Você sabe que está envelhecendo quando começa a perceber que está ficando para trás. Ah o espelho, o velho espelho e já não é possível reconhecer a de antes na de agora. Alguns traços, um certo sorriso, a cor dos olhos, mas de resto, tudo mudou. A pele mudou, o formato do rosto mudou, tudo mudou. E já cantavam os poetas em versos, questionando, quem é este estranho que me olha no espelho? Quem é esta pessoa que cada vez mais se esconde debaixo da vida?
No quarto dos meus pais, na casa da infância havia um espelho na porta do guarda-roupa. Lembro que eu ficava horas diante do espelho me imaginando adulta. Usava as maquiagens da minha mãe, os sapatos e roupas dela. Um assombramento em perceber hoje como somos tão, tão diferentes. Mas naquelas manhãs e tardes, me prostrava diante do espelho mágico e me via no futuro. Nunca fui aquela que imaginei um dia. A vida é feita de realidades e desilusões.
O espelho de hoje reflete o agora mas espelha o passado. Ainda carrego as mãos de minha avó materna, os olhos da avó paterna, as pernas de meu pai, os braços não sei de quem. As sardas são do lado avermelhado da mãe e a altura do lado do pai. Olho no espelho, que trouxe de tempos atrás, ainda na porta do guarda-roupa, e envelheço. Envelheço como nunca envelheci. Por vezes nem me reconheço. O cabelo mudou, o rosto mudou, o corpo mudou.
Quem é esta estranha que me fita todas as manhãs? Às vezes ela me lembra a avó Cecília e o sorriso sempre a postos. Às vezes, a avó Virgínia, meio alheia a todos.

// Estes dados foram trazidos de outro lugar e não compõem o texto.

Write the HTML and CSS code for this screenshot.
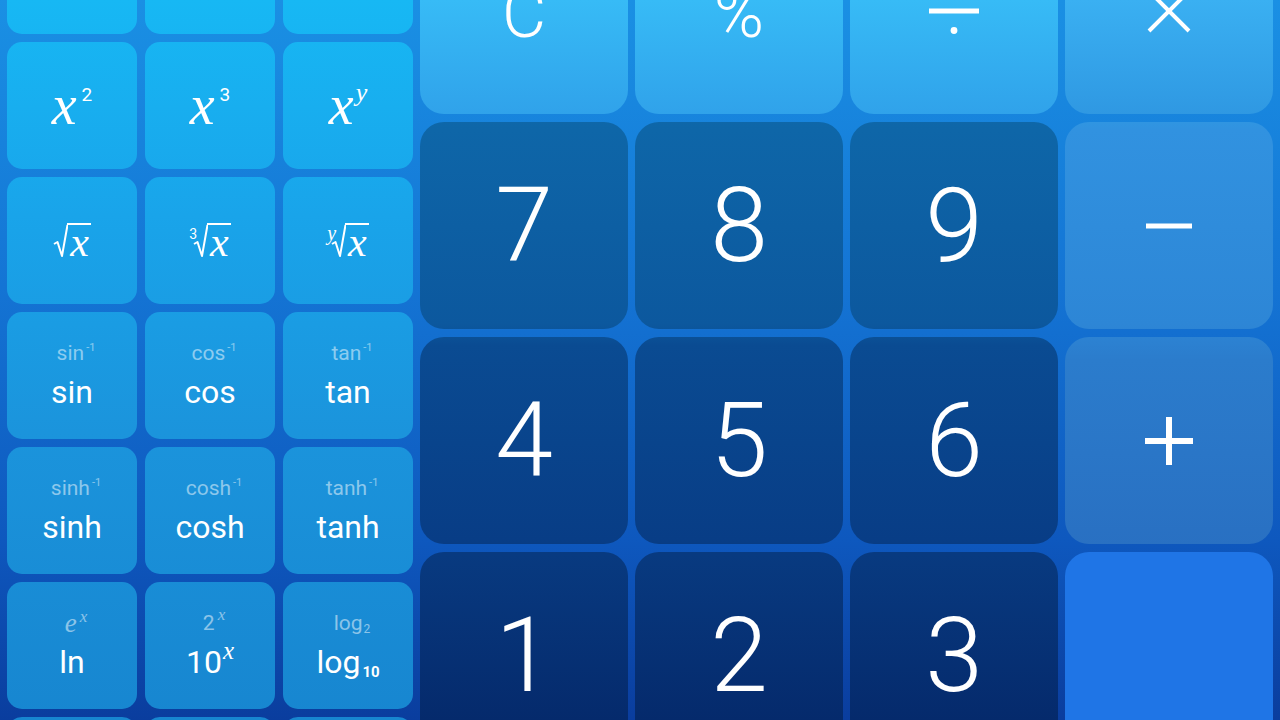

Minha avó paterna falava, falava e de repente entrava num mundo que era só dela. Nunca soube o que encontrava em seus pensamentos. Mas ela parava de falar, se calava e pelo olhar dava para saber que estava em outro lugar que não o do agora. Às vezes sou assim, absorta de mim mesma.
Sou isso entre as coisas. Somos todos nós que nos deparamos com o espelho e a imagem diferente de quando jovens. O espelho me reflete e eu reflito, pelos olhos, o espelho. Me afasto de espelho quando me deparo com esta desconhecida que teima em me refletir. E assim que me afasto, me esqueço dela. Só relembro quando alguém gentil no mercado, na padaria ou em sala de aula, me chama de senhora. Meu deus, eu sou uma senhora.
Guardo a imagem do espelho em mim, embora ele não me guarde. Agradeço a deus, melhor assim. Embora eu guarde em mim o espelho, o quarto de meus pais, as roupas de minha mãe, a imagem dela dentro de uma blusa azul que desejei minha infância inteira. Ela era a mulher mais linda do mundo. Ficava tão bonita com tão pouco.
Envelhecer é um verbo que se conjuga para trás. O elástico da vida começa a encolher. Aceitar que não somos mais os mesmos é da ordem da coisa mais estranha do mundo. Escuto me dizerem, mas a cabeça é muito melhor agora. Talvez para aceitar que somos finitos. Sem envelhecer não aceitaríamos que tudo um dia acaba e mesmo assim é difícil aceitar.
Teimo em me olhar no espelho, eu que já trabalhei em televisão e gosto muito da imagem refletida, guardo em mim o reflexo de quem sou e de quem nunca serei.